Invasive species impact ecosystems - a statement that does not lead to great debates, controversies or arguments. The amount or the type of impact on the other hand can raise the dander level and inspire emotional responses. How much impact does one Alaskan pike in a fishing hole near a salmon run have? If one has no impact, how about two? At what point do you think there is a problem? If one is not a problem and a fishing pond, now devoid of any species except for the small pike-fry that can never grow up, is a problem, at which point (number) did the species count move from no problem to a problem? One answer is that one species is too many, and that the best defense is early detection and rapid response (eradication).
Implementing this strategy requires knowledge of native species, and the a priori assumption that exotic alien species are not allowed until otherwise proved or held harmless to the system. What do we do about “novel” ecosystems that are the present result of human disturbance of the environment at a local level? We can try to repopulate the novel system with known natives, but that presents some unintended consequences of its own. For we either bring back the top predators, mountain lions in Washington, DC, for example, along with the beautiful butterflies and song birds or we create our own new partially “native” but non indigenous system, a novelty in and of itself. And to confuse things further, native is defined by coordinates in space and time which assumes a level of carbon dioxide around 280ppm. What exactly is native at 380ppm of CO2 or even higher levels?
Measuring the impact of a non indigenous, non native, exotic, alien species assumes a negative quality or quantity. This assumption is based on human need for simplification and our tendencies to reduce all issues to a black or white, true or false set. A problem can be reduced to either 1 or 0, and invasive species are reduced to bad, negative or 0 in the general framing of invasion biology. Similarly climate change is framed as a negative physical phenomenon. And of course invasive species and climate change interact one with another adding another layer of complexity that our yes or no system tries to reduce.

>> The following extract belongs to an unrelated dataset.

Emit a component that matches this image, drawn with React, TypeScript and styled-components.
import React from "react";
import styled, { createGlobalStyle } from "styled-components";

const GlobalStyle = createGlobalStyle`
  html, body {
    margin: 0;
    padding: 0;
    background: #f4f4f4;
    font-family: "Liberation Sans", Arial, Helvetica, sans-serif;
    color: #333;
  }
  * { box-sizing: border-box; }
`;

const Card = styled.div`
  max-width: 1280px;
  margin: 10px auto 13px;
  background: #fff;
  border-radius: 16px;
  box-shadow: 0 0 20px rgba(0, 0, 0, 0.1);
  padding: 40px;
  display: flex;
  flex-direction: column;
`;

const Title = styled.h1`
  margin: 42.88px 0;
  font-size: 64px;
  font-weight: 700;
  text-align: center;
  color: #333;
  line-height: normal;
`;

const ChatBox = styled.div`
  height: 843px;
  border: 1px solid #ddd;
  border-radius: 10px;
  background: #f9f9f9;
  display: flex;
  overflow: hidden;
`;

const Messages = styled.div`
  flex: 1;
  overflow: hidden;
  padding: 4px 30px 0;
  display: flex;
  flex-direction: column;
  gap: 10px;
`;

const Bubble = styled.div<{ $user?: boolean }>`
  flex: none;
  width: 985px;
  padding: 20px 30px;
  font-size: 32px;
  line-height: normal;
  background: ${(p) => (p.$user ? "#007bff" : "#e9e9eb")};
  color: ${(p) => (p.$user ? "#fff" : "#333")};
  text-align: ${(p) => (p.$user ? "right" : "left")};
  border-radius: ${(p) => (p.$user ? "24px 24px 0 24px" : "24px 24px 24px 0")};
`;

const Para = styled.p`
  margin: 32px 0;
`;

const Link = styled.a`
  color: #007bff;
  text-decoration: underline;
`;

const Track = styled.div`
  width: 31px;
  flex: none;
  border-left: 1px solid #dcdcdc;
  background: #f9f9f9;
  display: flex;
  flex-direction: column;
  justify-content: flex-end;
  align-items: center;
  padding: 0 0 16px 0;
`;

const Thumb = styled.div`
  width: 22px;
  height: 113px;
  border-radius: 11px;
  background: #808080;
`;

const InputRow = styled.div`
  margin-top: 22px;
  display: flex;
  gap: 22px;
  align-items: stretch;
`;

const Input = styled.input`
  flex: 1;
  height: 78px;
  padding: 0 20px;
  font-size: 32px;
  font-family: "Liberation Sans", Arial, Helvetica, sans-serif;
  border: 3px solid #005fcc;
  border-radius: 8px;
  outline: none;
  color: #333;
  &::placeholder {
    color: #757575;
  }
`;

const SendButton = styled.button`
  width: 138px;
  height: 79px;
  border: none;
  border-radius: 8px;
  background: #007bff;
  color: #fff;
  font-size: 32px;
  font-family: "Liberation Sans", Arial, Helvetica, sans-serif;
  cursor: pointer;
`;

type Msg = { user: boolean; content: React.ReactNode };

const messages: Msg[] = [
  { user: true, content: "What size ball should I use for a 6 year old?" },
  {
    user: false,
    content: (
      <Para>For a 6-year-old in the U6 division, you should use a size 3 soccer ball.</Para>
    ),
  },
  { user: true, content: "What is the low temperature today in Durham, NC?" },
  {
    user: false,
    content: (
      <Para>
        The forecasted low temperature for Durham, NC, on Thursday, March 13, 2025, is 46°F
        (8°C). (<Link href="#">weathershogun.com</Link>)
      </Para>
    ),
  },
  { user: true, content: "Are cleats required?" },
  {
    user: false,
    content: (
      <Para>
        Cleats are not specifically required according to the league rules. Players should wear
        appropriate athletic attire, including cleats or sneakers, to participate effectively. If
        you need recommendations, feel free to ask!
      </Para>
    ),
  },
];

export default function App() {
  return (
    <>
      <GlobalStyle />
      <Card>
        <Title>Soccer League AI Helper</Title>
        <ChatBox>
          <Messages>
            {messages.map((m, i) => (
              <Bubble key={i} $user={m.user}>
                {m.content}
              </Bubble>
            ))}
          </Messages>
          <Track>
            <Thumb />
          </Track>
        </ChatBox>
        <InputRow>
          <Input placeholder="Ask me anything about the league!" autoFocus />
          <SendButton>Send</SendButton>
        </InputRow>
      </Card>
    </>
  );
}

The desire for simplification of complex non linear problems produces the wicked inconvenience of unexpected consequences and unintended outcomes. A classic case of this type of collision of desires is occurring as saltcedars invade riparian ecosystems of western North America. The enormity of the ecological change quickly lent itself to the all or nothing saltcedars are bad judgment with little or no argument. And yet, one species has found shelter in the saltcedar; under certain conditions, the southwestern subspecies of the willow flycatcher (SWWFC), Empidonax traillii extimus, whose natural range is being altered by changes in climate and by changes in vegetation, selects the invasive species for its nesting. The immediate problem of harm to an endangered species versus the long term harm of the invasive species to the native ecosystem is confused by the improbable use by one species of another. And efforts to control the invasion become entangled with desires to preserve another. The bad saltcedar now has some good within it, even while at the same time it should never have been allowed to establish in the first place. Saltcedars moreover can probably be controlled with the intentional introduction of yet more non native organisms in the form of insect species which will over time reduce the invasive species and allow the restoration of the native vegetation assuming that climate parameters do not change faster than the invasive species can be brought under control. In addition this introduction will create as a by-product more novelty in the natural system that we first set out to protect.
We are in fact gardening on a large scale. We are geo-engineering the landscape and the ecological systems in order to protect, enhance and preserve the resources and services that our native ecosystems even as they change before our eyes and beneath our feet. Each decision is not so much a good or bad choice but rather a combination of how much good and how much bad. We must come to terms with the concept of vagueness in nature, uncertainty in process, and the use of fuzzy logic when we need it to make informed choices.